I am standing in my own way of allowing the Divine to support me fully.
I am standing in my own way of living the life that I desire.
A waterfall of tears came in response to witnessing the brilliance of this Light albeit primarily at the recognition of the power my own fear has over me. The image gifted me with a knowing that the energy and presence of the Divine does not turn on or off intermittently. It is constant, like the sun, always there even when I don’t see it. It is me that opens and closes to it, just like the doorway I saw, allowing me a vision of it in brief bits here and there. And then, when I close that door, I forget.
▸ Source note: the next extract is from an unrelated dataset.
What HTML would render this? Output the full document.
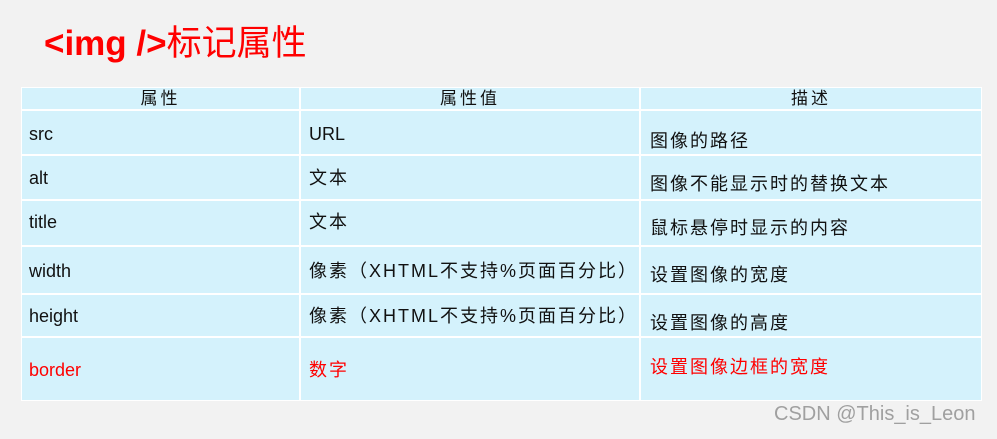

The hesitancy and fear I feel with fully stepping into my own Divine Light is precisely because of its radiance and expansiveness. It is way bigger than any of my history and any of my self-limiting beliefs. None of that matters in the space of the energy of this Light. And, in order to allow this Light to fully support me I must let go of all that is familiar to me: the comforts of my self-limiting beliefs, where and how I seek connection that is not authentic, as well as the stories of my past that subconsciously lay out the map of my future.
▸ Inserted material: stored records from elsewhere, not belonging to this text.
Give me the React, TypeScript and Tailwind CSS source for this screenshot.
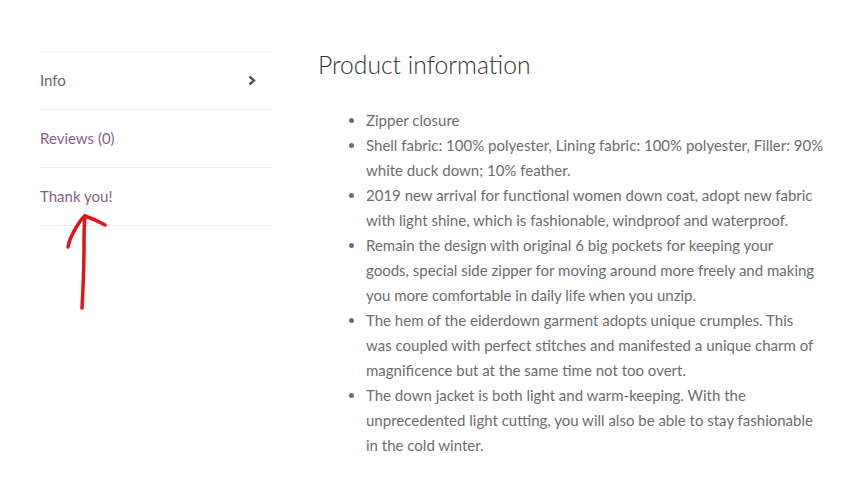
import React from 'react';

const tabs = [
  { label: 'Info', active: true },
  { label: 'Reviews (0)', active: false },
  { label: 'Thank you!', active: false },
];

// each feature is kept as its printed lines
const features = [
  ['Zipper closure'],
  ['Shell fabric: 100% polyester, Lining fabric: 100% polyester, Filler: 90%', 'white duck down; 10% feather.'],
  ['2019 new arrival for functional women down coat, adopt new fabric', 'with light shine, which is fashionable, windproof and waterproof.'],
  [
    'Remain the design with original 6 big pockets for keeping your',
    'goods, special side zipper for moving around more freely and making',
    'you more comfortable in daily life when you unzip.',
  ],
  [
    'The hem of the eiderdown garment adopts unique crumples. This',
    'was coupled with perfect stitches and manifested a unique charm of',
    'magnificence but at the same time not too overt.',
  ],
  [
    'The down jacket is both light and warm-keeping. With the',
    'unprecedented light cutting, you will also be able to stay fashionable',
    'in the cold winter.',
  ],
];

function Chevron() {
  return (
    <svg width="8" height="11" viewBox="0 0 8 11" className="text-[#555]">
      <path d="M1.5 1.5 L6 5.5 L1.5 9.5" fill="none" stroke="currentColor" strokeWidth="2.4" />
    </svg>
  );
}

// hand-drawn marker pointing at the last tab
function ScribbleArrow() {
  return (
    <svg width="868" height="486" className="pointer-events-none absolute left-0 top-0">
      <g fill="none" stroke="#e3121b" strokeWidth="3.5" strokeLinecap="round" strokeLinejoin="round">
        <path d="M82 308 C83 290 84 265 84 245 C84 235 84 224 85 216" />
        <path d="M68 247 C69 240 72 234 77 226 C80 221 83 217 85 216" />
        <path d="M85 216 C91 218 98 221 105 225" />
      </g>
    </svg>
  );
}

export default function App() {
  return (
    <div className="relative w-[868px] h-[486px] bg-white font-['Lato','Open_Sans',sans-serif] overflow-hidden">
      <div className="flex pl-10 pt-[51px]">
        <ul className="w-[232px] border-t border-[#ececec]">
          {tabs.map((t) => (
            <li
              key={t.label}
              className="h-[58px] flex items-center justify-between border-b border-[#ececec] pr-4 text-[15px]"
            >
              <span className={t.active ? 'text-[#666]' : 'text-[#8b5f85]'}>{t.label}</span>
              {t.active && <Chevron />}
            </li>
          ))}
        </ul>

        <div className="ml-[46px] w-[512px] -mt-[2px]">
          <h2 className="text-[24.7px] font-light text-[#333] leading-[32px]">Product information</h2>
          <ul className="mt-[27px] ml-[48px] list-disc text-[15px] leading-[25px] text-[#6d6d6d] whitespace-nowrap">
            {features.map((lines) => (
              <li key={lines[0]}>
                {lines.map((l, i) => (
                  <React.Fragment key={i}>
                    {i > 0 && <br />}
                    {l}
                  </React.Fragment>
                ))}
              </li>
            ))}
          </ul>
        </div>
      </div>
      <ScribbleArrow />
    </div>
  );
}
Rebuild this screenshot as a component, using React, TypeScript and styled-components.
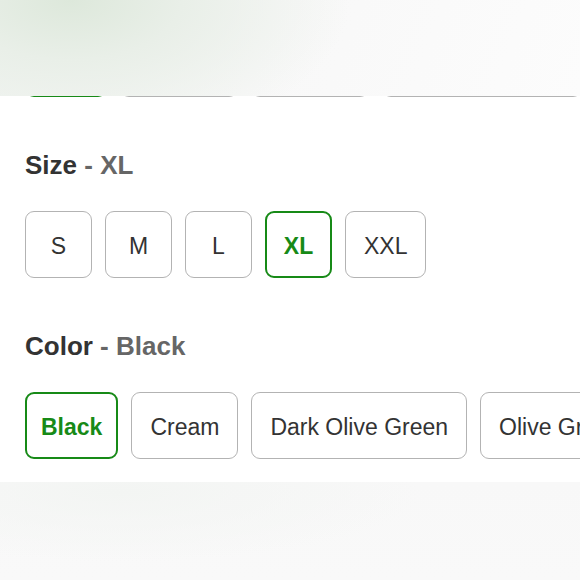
import React from 'react'
import styled, { createGlobalStyle } from 'styled-components'

const GlobalStyle = createGlobalStyle`
  html, body {
    margin: 0;
    padding: 0;
    background: #ffffff;
    font-family: 'Liberation Sans', Arial, Helvetica, sans-serif;
  }
`

const GREEN = '#178a17'

const Page = styled.div`
  position: relative;
  width: 580px;
  height: 580px;
  overflow: hidden;
  display: flex;
  flex-direction: column;
  background: #fff;
`

// frosted header lying over the scrolled list
const BlurHeader = styled.div`
  position: absolute;
  top: 0;
  left: 0;
  right: 0;
  height: 96px;
  z-index: 2;
  background:
    radial-gradient(ellipse 280px 150px at 70px 0px, #dde8db 0%, #e9efe8 40%, rgba(247, 248, 247, 0) 100%),
    linear-gradient(110deg, #f3f5f3 0%, #f8f8f8 45%, #fcfcfc 100%);
`

const Content = styled.div`
  padding: 30px 0 23px 25px;
  background: #fff;
`

const Section = styled.section<{ $top: number }>`
  margin-top: ${(p) => p.$top}px;
`

const Heading = styled.h2`
  margin: 0 0 30px;
  font-size: 26px;
  line-height: 32px;
  font-weight: 700;
  color: #333;
`

const Value = styled.span`
  color: #666;
`

const OptionRow = styled.div`
  display: flex;
  gap: 13px;
  overflow: hidden;
  white-space: nowrap;
`

const Option = styled.button<{ $selected?: boolean; $width?: number }>`
  flex-shrink: 0;
  box-sizing: border-box;
  height: 67px;
  min-width: 67px;
  ${(p) => (p.$width ? `width: ${p.$width}px;` : '')}
  padding: 3px ${(p) => (p.$selected ? 14 : 18)}px 0;
  border-radius: 9px;
  border: ${(p) => (p.$selected ? `2px solid ${GREEN}` : '1px solid #b3b3b3')};
  background: #fff;
  font-family: 'Liberation Sans', Arial, Helvetica, sans-serif;
  font-size: 23px;
  font-weight: ${(p) => (p.$selected ? 700 : 400)};
  color: ${(p) => (p.$selected ? GREEN : '#333')};
  display: flex;
  align-items: center;
  justify-content: center;
  cursor: pointer;
`

const Footer = styled.div`
  flex: 1;
  background:
    radial-gradient(ellipse 300px 70px at 120px 10px, #f3f5f3 0%, rgba(248, 248, 248, 0) 100%),
    linear-gradient(180deg, #f8f8f8 0%, #f9f9f9 100%);
`

const materials = [
  { label: 'Cotton', width: 82 },
  { label: 'Polyester', width: 118 },
  { label: 'Linen', width: 118 },
  { label: 'Cotton Blend', width: 200 },
]
const sizes = ['S', 'M', 'L', 'XL', 'XXL']
const colors = ['Black', 'Cream', 'Dark Olive Green', 'Olive Green']

export default function App() {
  const size = 'XL'
  const color = 'Black'

  return (
    <Page>
      <GlobalStyle />
      <BlurHeader />
      <Content>
        <OptionRow>
          {materials.map((m, i) => (
            <Option key={m.label} $selected={i === 0} $width={m.width}>
              {m.label}
            </Option>
          ))}
        </OptionRow>

        <Section $top={52}>
          <Heading>
            Size <Value>- {size}</Value>
          </Heading>
          <OptionRow>
            {sizes.map((s) => (
              <Option key={s} $selected={s === size}>
                {s}
              </Option>
            ))}
          </OptionRow>
        </Section>

        <Section $top={52}>
          <Heading>
            Color <Value>- {color}</Value>
          </Heading>
          <OptionRow>
            {colors.map((c) => (
              <Option key={c} $selected={c === color}>
                {c}
              </Option>
            ))}
          </OptionRow>
        </Section>
      </Content>
      <Footer />
    </Page>
  )
}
This space of Light is powerful and beautiful while at once amorphous and unfamiliar, and, most frighteningly, unknown. How can I trust that I will truly be supported? How do I even let go? I sob in response to this prospect and in hearing myself I find that I sound like the lion from the Wizard of Oz, crying for his lack of courage and his great desire to have it! In the midst of this existential crisis I actually laugh and I am grateful for my sense of humor.
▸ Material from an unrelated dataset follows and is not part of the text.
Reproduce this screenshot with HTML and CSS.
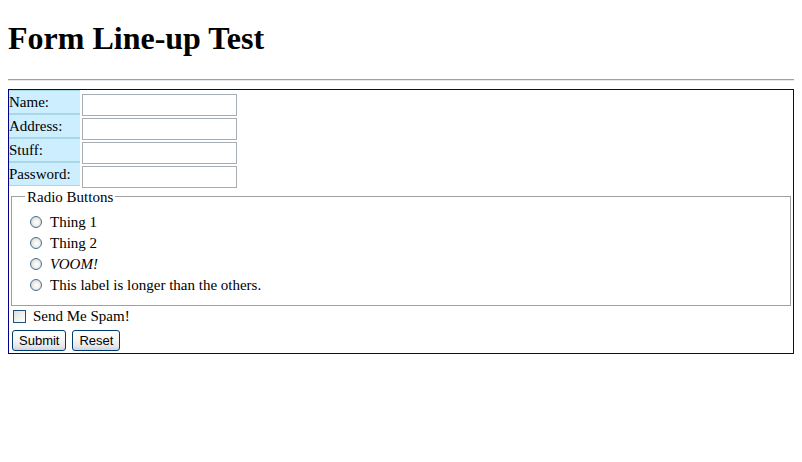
FILE: index.html
```html
<!DOCTYPE html>
<html>
<head>
<meta charset="utf-8">
<title>Form Line-up Test</title>
<link rel="stylesheet" href="styles.css">
</head>
<body>
<h1 class="title">Form Line-up Test</h1>
<hr class="rule">
<form class="lineup">
  <div class="row"><label class="lbl" for="f-name">Name:</label><input class="txt" id="f-name" type="text"></div>
  <div class="row"><label class="lbl" for="f-addr">Address:</label><input class="txt" id="f-addr" type="text"></div>
  <div class="row"><label class="lbl" for="f-stuff">Stuff:</label><input class="txt" id="f-stuff" type="text"></div>
  <div class="row"><label class="lbl" for="f-pw">Password:</label><input class="txt" id="f-pw" type="password"></div>
  <fieldset class="radios">
    <legend class="legend">Radio Buttons</legend>
    <label class="opt"><input class="radio" type="radio" name="r">Thing 1</label>
    <label class="opt"><input class="radio" type="radio" name="r">Thing 2</label>
    <label class="opt"><input class="radio" type="radio" name="r"><em>VOOM!</em></label>
    <label class="opt"><input class="radio" type="radio" name="r">This label is longer than the others.</label>
  </fieldset>
  <label class="spam"><input class="check" type="checkbox">Send Me Spam!</label>
  <div class="btns"><button class="btn" type="submit">Submit</button><button class="btn" type="reset">Reset</button></div>
</form>
</body>
</html>
```
FILE: styles.css
```css
html, body {
  background: #ffffff;
}
body {
  margin: 0 8px 8px;
  padding: 0;
  font-family: "Liberation Serif", "Times New Roman", serif;
  font-size: 15px;
  color: #000;
}
.title {
  font-size: 32px;
  font-weight: bold;
  line-height: 36.8px;
  margin: 20.4px 0 21.4px;
}
.rule {
  height: 0;
  border: 0;
  border-top: 1px solid #a0a0a0;
  border-bottom: 1px solid #e8e8e8;
  margin: 8px 0;
}
.lineup {
  margin: 0;
  padding: 0;
  border: 1px solid #00008b;
}
.row {
  display: flex;
  align-items: flex-start;
  height: 24px;
}
.lbl {
  box-sizing: border-box;
  width: 71px;
  height: 24px;
  background: #cceeff;
  border-top: 1px solid #a8d8e8;
  border-bottom: 1px solid #a8d8e8;
  line-height: 23px;
}
.txt {
  box-sizing: border-box;
  width: 155px;
  height: 22px;
  margin: 4px 0 0 2px;
  padding: 1px 2px;
  border: 1px solid #a5acb2;
  background: #fff;
  font: 13px "Liberation Sans", Arial, sans-serif;
}
.radios {
  margin: 2px 2px 0;
  padding: 6px 13px 9px;
  border: 1px solid #a0a0a0;
  box-shadow: inset 1px 1px 0 #ffffff, 1px 1px 0 #ffffff;
}
.legend {
  padding: 0 2px;
  line-height: 18px;
}
.opt {
  display: flex;
  align-items: center;
  height: 21px;
  line-height: 21px;
}
.radio {
  appearance: none;
  -webkit-appearance: none;
  box-sizing: border-box;
  width: 12px;
  height: 12px;
  margin: 0 8px 0 5px;
  border: 1px solid #4a6f8f;
  border-radius: 50%;
  background: radial-gradient(circle at 55% 55%, #ffffff 0%, #f2f2f0 35%, #c8c8c4 100%);
}
.spam {
  display: flex;
  align-items: center;
  height: 21px;
  line-height: 21px;
}
.check {
  appearance: none;
  -webkit-appearance: none;
  box-sizing: border-box;
  width: 13px;
  height: 13px;
  margin: 0 7px 0 4px;
  border: 1px solid #1c5180;
  background: linear-gradient(135deg, #dcdcd7 0%, #f4f4f1 60%, #ffffff 100%);
}
.btns {
  display: flex;
  gap: 6px;
  padding: 3px 0 2px 3px;
}
.btn {
  box-sizing: border-box;
  height: 21px;
  margin: 0;
  padding: 0 6px;
  border: 1px solid #003c74;
  border-radius: 3px;
  background: linear-gradient(to bottom, #ffffff 0%, #f6f6f4 45%, #e6e6ea 80%, #d2d2de 100%);
  font: 13px "Liberation Sans", Arial, sans-serif;
  color: #000;
}
```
Thus is the paradox: when the opportunity arises for me to allow the expansiveness and freedom of this Divine Light to flourish within my own heart those same fears that keep me feeling pressed and trapped in my daily life paralyze me from opening up to the beautiful space of freedom that is right there presenting itself to me. The bind is straight-up insane, right? Actually, I believe that is the definition of suffering.
In exploring what it takes to accept that I am the Light of my own life, that the Source energy is me and within me, I clearly see that courage is the answer. And, that the courage is not to be outsourced as the lion had asked the wizard of Oz to do for him. The courage comes from within me. It is I that must encourage (etymology of this word is literally “putting in heart”!) my own self to step into the very thing that terrifies me. In doing so I leave my stories and limiting beliefs behind fully knowing they can no longer sustain me or grab hold of me, even comfort me, once I take this leap. It is actually my own Source energy within my heart that is the true sustenance of my life.
In the shamanic healing lineage that I study and practice the fire walk serves the purpose of launching oneself into a new paradigm of being that one is at the precipice of shifting into. Walking on fire from the perspective of the ego-mind seems impossible, overwhelming, even stupid, sending one into a multitude of fearful and doubting thoughts. Just as one's mind starts to conjure up a thousand reasons why one shouldn't do something they've never done before, there comes a moment when one must act on faith alone. That is the essence of the fire walk. When you get through it with the feet in tact and no burns or blisters the mind is totally blown into a state of incomprehensibility.
The walk over the coals is actually about following one’s heart and trusting Divine guidance and support to get one to the other side, not about the material concerns of the feet getting burned. It is an act of surrender, trust and courage—of not allowing fear to stop you. It is a letting go of the framework of beliefs you are currently beholden to and agreeing to step forward into the unknown of something new without form, and believing that something wonderful and in greater alignment with who you are awaits you on the other side. As one walks across the fire it purifies, releases and atomizes the old form, burning it into ash, creating fertile ground for the new form to arise out of it like a Phoenix.
Today my heart showed me that I am at the place of deciding—do I choose me as the full embodiment of Divine Light and Love or do I choose fear? I know it is time for me to surrender fear and to choose me. This is my fire walk. Ho.